The Lord will guide you continually,
   and satisfy your needs in parched places,
   and make your bones strong;
and you shall be like a watered garden,
   like a spring of water,
   whose waters never fail.
Your ancient ruins shall be rebuilt;
   you shall raise up the foundations of many generations;
you shall be called the repairer of the breach,
   the restorer of streets to live in.


If you refrain from trampling the sabbath,
   from pursuing your own interests on my holy day;
if you call the sabbath a delight
   and the holy day of the Lord honourable;
if you honour it, not going your own ways,
   serving your own interests, or pursuing your own affairs;
then you shall take delight in the Lord,
   and I will make you ride upon the heights of the earth;
I will feed you with the heritage of your ancestor Jacob,
   for the mouth of the Lord has spoken.



Gospel Reading                                  Luke 13.10 - 17



Now he was teaching in one of the synagogues on the sabbath.

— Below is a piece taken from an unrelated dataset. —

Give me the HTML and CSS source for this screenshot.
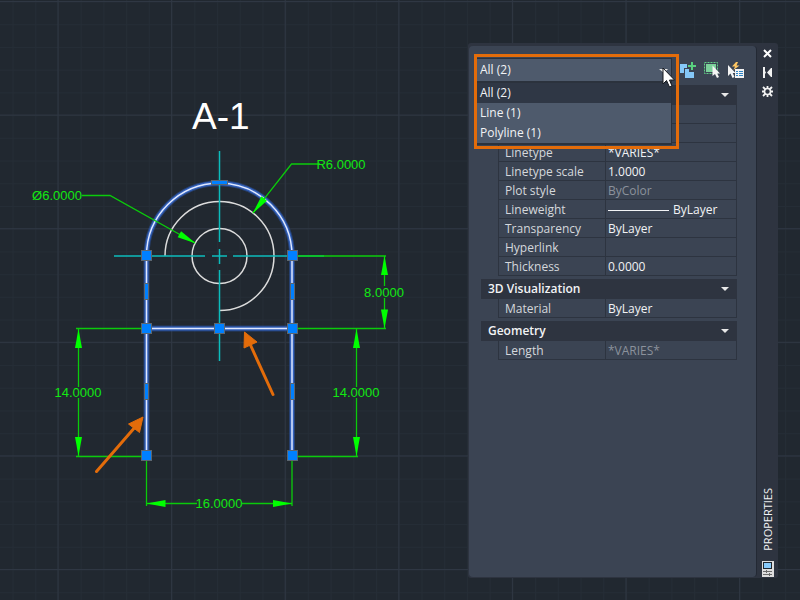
FILE: index.html
```html
<!DOCTYPE html>
<html lang="en">
<head>
<meta charset="utf-8">
<title>Properties</title>
<link rel="stylesheet" href="styles.css">
</head>
<body>
<main class="workspace">
  <svg class="drawing" viewBox="0 0 800 600" preserveAspectRatio="xMinYMin slice" role="img" aria-label="Drawing A-1">
    <defs>
      <pattern id="minor" x="12.5" y="1.5" width="22.72" height="22.72" patternUnits="userSpaceOnUse">
        <path class="grid-minor" d="M.5 0V23M0 .5H23"/>
      </pattern>
      <pattern id="major" x="57.5" y="1" width="113.6" height="113.6" patternUnits="userSpaceOnUse">
        <path class="grid-major" d="M.5 0V114M0 .5H114"/>
      </pattern>
      <path id="tip" d="M0 0L-3.5 19H3.5Z"/>
      <rect id="grip" x="-5" y="-5" width="10" height="10"/>
      <rect id="midgrip" x="-2" y="-8" width="4" height="16"/>
    </defs>
    <rect width="800" height="600" fill="url(#minor)"/>
    <rect width="800" height="600" fill="url(#major)"/>

    <text class="title" x="192" y="129">A-1</text>

    <g class="part">
      <circle cx="219.5" cy="256" r="27.5"/>
      <path d="M165 256A54.5 54.5 0 1 1 219.5 310.5"/>
    </g>
    <g class="selected">
      <path class="glow" d="M146.5 456V256A72.75 72.75 0 0 1 292 256V456M146.5 328.5H292"/>
      <path class="halo" d="M146.5 456V256A72.75 72.75 0 0 1 292 256V456M146.5 328.5H292"/>
      <path class="core" d="M146.5 456V256A72.75 72.75 0 0 1 292 256V456M146.5 328.5H292"/>
    </g>
    <path class="center" d="M219.5 151V242M219.5 249V264M219.5 270V361M114 256H205M212 256H227M233 256H324"/>

    <g class="dimension">
      <path d="M82 195.5H110L195 243M320 164H291.5L253 213M297 256H386M297 328.5H386M384.5 256V286M384.5 298V328M76 328.5H142M76 456.5H142M78.5 328V387M78.5 398V456M356.5 328V387M356.5 398V456M297 456.5H358M146.5 460V506M292 460V506M146.5 503.5H197M242 503.5H292"/>
      <g>
        <use href="#tip" transform="translate(78.5 329)"/>
        <use href="#tip" transform="translate(78.5 456) rotate(180)"/>
        <use href="#tip" transform="translate(356.5 329)"/>
        <use href="#tip" transform="translate(356.5 456) rotate(180)"/>
        <use href="#tip" transform="translate(384.5 256)"/>
        <use href="#tip" transform="translate(384.5 328.5) rotate(180)"/>
        <use href="#tip" transform="translate(146.5 503.5) rotate(-90)"/>
        <use href="#tip" transform="translate(292 503.5) rotate(90)"/>
        <use href="#tip" transform="translate(196 243.5) rotate(119)"/>
        <use href="#tip" transform="translate(252.5 213.5) rotate(218)"/>
      </g>
      <text x="57" y="200">Ø6.0000</text>
      <text x="341" y="169">R6.0000</text>
      <text x="384" y="297">8.0000</text>
      <text x="78" y="397">14.0000</text>
      <text x="356" y="397">14.0000</text>
      <text x="219" y="508">16.0000</text>
    </g>

    <g class="grips">
      <use href="#grip" x="146.5" y="255.5"/>
      <use href="#grip" x="292.5" y="255.5"/>
      <use href="#grip" x="146.5" y="328.5"/>
      <use href="#grip" x="219.5" y="328.5"/>
      <use href="#grip" x="292.5" y="328.5"/>
      <use href="#grip" x="146.5" y="455.5"/>
      <use href="#grip" x="292.5" y="455.5"/>
      <use href="#midgrip" x="146.5" y="291.5"/>
      <use href="#midgrip" x="292.5" y="291.5"/>
      <use href="#midgrip" x="146.5" y="391.5"/>
      <use href="#midgrip" x="292.5" y="391.5"/>
      <use href="#midgrip" transform="translate(219.5 182.5) rotate(90)"/>
    </g>

    <g>
      <path class="shaft" d="M96.5 471.5L136 426M273 394.5L250 344"/>
      <path class="head" d="M143 417L128.5 424L139.5 432.5ZM244.5 332L244 348L257 342Z"/>
    </g>
  </svg>

  <aside class="palette" aria-label="Properties">
    <div class="client">
      <div class="toolbar">
        <div class="picker">
          <select class="picker-select" aria-label="Object type">
            <option>All (2)</option>
            <option>Line (1)</option>
            <option>Polyline (1)</option>
          </select>
          <div class="picker-menu">
            <button class="choice active" type="button">All (2)</button>
            <button class="choice" type="button">Line (1)</button>
            <button class="choice" type="button">Polyline (1)</button>
          </div>
          <svg class="pointer" viewBox="0 0 16 21" aria-hidden="true"><path d="M0 2H9L5 6Z" fill="#e8e8e8"/><path d="M4 1V17L7.5 13.5L10.5 20L13 19L10.5 13H15.5Z" fill="#fff" stroke="#16191f"/></svg>
        </div>
        <button class="tool" type="button" aria-label="Toggle pick add"><svg viewBox="0 0 16 16"><path d="M0 2H7V6H4V11H0Z" fill="#85c8f8"/><path d="M5 7H9V10H14V16H5Z" fill="#85c8f8"/><path d="M12 0V8M8 4H16" stroke="#59d07f" stroke-width="2"/></svg></button>
        <button class="tool" type="button" aria-label="Select objects"><svg viewBox="0 0 16 16"><rect x=".5" y=".5" width="13" height="11" fill="none" stroke="#62d088" stroke-dasharray="2 1"/><rect x="2" y="2" width="10" height="8" fill="#7bd09a"/><path d="M8.5 3.5V14L11 12L13 16L15 15L13.2 11.5H16Z" fill="#f4f4f4"/></svg></button>
        <button class="tool" type="button" aria-label="Quick select"><svg viewBox="0 0 16 16"><path d="M8 0L4 4.5H7L5.5 8L11.5 3.5H8.5L10 0Z" fill="#ffc661"/><path d="M0 3V14L2.5 11.5L4.5 16L6.5 15L4.7 11H7.5Z" fill="#f4f4f4"/><path d="M7 7H16V16H7Z" fill="#f2f2f2"/><path d="M8 9.5H10M8 11.5H10M8 13.5H10M11 9.5H15M11 11.5H15M11 13.5H15" stroke="#2e83c4"/></svg></button>
      </div>

      <section class="group">
        <h2 class="group-title"><button class="toggle" type="button" aria-label="General"></button></h2>
        <table class="fields">
          <tr><th scope="row"></th><td></td></tr>
          <tr><th scope="row"></th><td></td></tr>
          <tr><th scope="row">Linetype</th><td>*VARIES*</td></tr>
          <tr><th scope="row">Linetype scale</th><td>1.0000</td></tr>
          <tr><th scope="row">Plot style</th><td class="muted">ByColor</td></tr>
          <tr><th scope="row">Lineweight</th><td><span class="weight">ByLayer</span></td></tr>
          <tr><th scope="row">Transparency</th><td>ByLayer</td></tr>
          <tr><th scope="row">Hyperlink</th><td></td></tr>
          <tr><th scope="row">Thickness</th><td>0.0000</td></tr>
        </table>
      </section>
      <section class="group">
        <h2 class="group-title"><button class="toggle" type="button">3D Visualization</button></h2>
        <table class="fields">
          <tr><th scope="row">Material</th><td>ByLayer</td></tr>
        </table>
      </section>
      <section class="group">
        <h2 class="group-title"><button class="toggle" type="button">Geometry</button></h2>
        <table class="fields">
          <tr><th scope="row">Length</th><td class="muted">*VARIES*</td></tr>
        </table>
      </section>
    </div>

    <div class="titlebar">
      <button class="control" type="button" aria-label="Close"><svg viewBox="0 0 11 11"><path d="M2 2L9 9M9 2L2 9" stroke="#fff" stroke-width="2"/></svg></button>
      <button class="control" type="button" aria-label="Auto-hide"><svg viewBox="0 0 11 11"><path d="M1 0H3V4L4 5.5L3 7V11H1ZM10 1V10H9L5 5.5L9 1Z" fill="#f2f2f2"/></svg></button>
      <button class="control" type="button" aria-label="Settings"><svg viewBox="0 0 11 11"><circle cx="5.5" cy="5.5" r="3" fill="none" stroke="#f2f2f2" stroke-width="1.6"/><path d="M5.5 0V2.5M5.5 8.5V11M0 5.5H2.5M8.5 5.5H11M1 1L3.5 3.5M10 1L7.5 3.5M1 10L3.5 7.5M10 10L7.5 7.5" stroke="#f2f2f2" stroke-width="1.8"/></svg></button>
      <span class="caption">PROPERTIES</span>
      <svg class="badge" viewBox="0 0 12 16" aria-hidden="true"><path d="M0 0H12V16H0Z" fill="#dedede"/><rect x="1.5" y="1.5" width="8" height="6" fill="#86c9fa" stroke="#20272f"/><path d="M1 10.5H10M1 13.5H10M4.5 9V12M7.5 12V15" stroke="#6b6b6b"/></svg>
    </div>
  </aside>
</main>
</body>
</html>
```
FILE: styles.css
```css
* {
  box-sizing: border-box;
}

body {
  margin: 0;
  background: #212830;
  color: #f2f3f5;
  font: 12px/18px "Open Sans", "Noto Sans", sans-serif;
}

button,
select {
  margin: 0;
  padding: 0;
  border: 0;
  background: none;
  color: inherit;
  font: inherit;
}

.workspace {
  position: relative;
  min-height: 100vh;
  overflow: hidden;
}

/* Drawing */
.drawing {
  position: absolute;
  inset: 0;
  width: 100%;
  height: 100%;
}

.drawing path,
.part circle {
  fill: none;
}

.grid-minor { stroke: #252d36; }
.grid-major { stroke: #2f3743; }

.title {
  fill: #fff;
  font: 37px "Liberation Sans", sans-serif;
}

.part {
  stroke: #dcdcdc;
  stroke-width: 1.5;
}

.glow {
  stroke: #2a55ad;
  stroke-opacity: .5;
  stroke-width: 6;
}

.halo {
  stroke: #3260ba;
  stroke-width: 4;
}

.core {
  stroke: #dfe8ff;
  stroke-width: 1.5;
}

.center {
  stroke: #0cbcbc;
  stroke-width: 1.5;
}

.dimension {
  stroke: #0bcb0b;
  stroke-width: 1.3;
}

.dimension text {
  fill: #12e812;
  stroke: none;
  font: 13px "Liberation Sans", sans-serif;
  text-anchor: middle;
}

.drawing #tip {
  fill: #0f0;
  stroke: none;
}

.grips {
  fill: #0080ff;
  stroke: #5c6670;
}

.drawing .shaft {
  stroke: #e36c0a;
  stroke-width: 3;
  stroke-linecap: round;
}

.drawing .head {
  fill: #e36c0a;
  stroke: #e36c0a;
}

/* Palette window */
.palette {
  position: absolute;
  top: 43px;
  right: 22px;
  bottom: 22px;
  display: grid;
  grid-template-columns: 1fr 21px;
  width: 310px;
  padding: 3px 0 1px 1px;
  border-radius: 3px;
  background: #2e3440;
}

.client {
  border-right: 1px solid #232934;
  border-radius: 4px;
  background: #3b4453;
}

.toolbar {
  display: flex;
  align-items: center;
  gap: 8px;
  height: 39px;
  padding: 9px 12px 0 8px;
}

.picker {
  position: relative;
  flex: 1;
}

.picker-select {
  display: block;
  width: 100%;
  height: 24px;
  padding: 0 3px;
  border: 1px solid #2b323d;
  border-left: 0;
  appearance: none;
  background: #4e5a6c;
}

.picker-menu {
  position: absolute;
  z-index: 1;
  top: 100%;
  left: 0;
  right: 0;
  display: grid;
  border: solid #2b323d;
  border-width: 1px 1px 2px 0;
  background: #4e5a6c;
}

.choice {
  height: 20px;
  padding: 0 3px;
  text-align: left;
}

.choice.active {
  background: #2f3745;
}

/* Frame that calls attention to the open list */
.picker::after {
  content: "";
  position: absolute;
  z-index: 2;
  top: -4px;
  right: -7px;
  bottom: -67px;
  left: -3px;
  border: 3px solid #e36c0a;
}

.pointer {
  position: absolute;
  z-index: 3;
  top: 9px;
  right: -3px;
  width: 16px;
  height: 21px;
}

.tool,
.tool svg {
  display: block;
  width: 16px;
  height: 16px;
}

.group {
  margin: 0 19px 3px 12px;
}

.group-title {
  margin: 0;
  background: #2e3440;
  font-size: 12px;
}

.toggle {
  display: flex;
  align-items: center;
  justify-content: space-between;
  width: 100%;
  height: 20px;
  padding: 0 8px 0 7px;
  font-weight: 600;
}

.toggle::after {
  content: "";
  margin-left: auto;
  border: solid transparent;
  border-width: 4px 4px 0;
  border-top-color: #e8e8e8;
}

.fields {
  width: calc(100% - 17px);
  margin-left: 17px;
  border-left: 1px solid #2d3440;
  border-spacing: 0;
  table-layout: fixed;
  line-height: 16px;
}

.fields th,
.fields td {
  height: 19px;
  padding: 2px 2px 0;
  border: solid #2d3440;
  border-width: 0 1px 1px 0;
  font-weight: 400;
  text-align: left;
  white-space: nowrap;
}

.fields th {
  width: 107px;
  padding-left: 6px;
  color: #d5d8dc;
}

.fields .muted {
  color: #8b929c;
}

.weight {
  display: flex;
  align-items: center;
  gap: 4px;
}

.weight::before {
  content: "";
  width: 61px;
  height: 1px;
  background: #f2f3f5;
}

/* Vertical title bar */
.titlebar {
  display: flex;
  flex-direction: column;
  align-items: center;
  gap: 8px;
  padding-top: 2px;
}

.control,
.control svg {
  display: block;
  width: 11px;
  height: 11px;
}

.caption {
  margin: auto 0 2px;
  font-size: 11px;
  writing-mode: vertical-rl;
  transform: rotate(180deg);
}

.badge {
  width: 12px;
  height: 16px;
}
```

And just then there appeared a woman with a spirit that had crippled her for eighteen years. She was bent over and was quite unable to stand up straight. When Jesus saw her, he called her over and said, ‘Woman, you are set free from your ailment.’ When he laid his hands on her, immediately she stood up straight and began praising God. But the leader of the synagogue, indignant because Jesus had cured on the sabbath, kept saying to the crowd, ‘There are six days on which work ought to be done; come on those days and be cured, and not on the sabbath day.’ But the Lord answered him and said, ‘You hypocrites! Does not each of you on the sabbath untie his ox or his donkey from the manger, and lead it away to give it water? And ought not this woman, a daughter of Abraham whom Satan bound for eighteen long years, be set free from this bondage on the sabbath day?’ When he said this, all his opponents were put to shame; and the entire crowd was rejoicing at all the wonderful things that he was doing.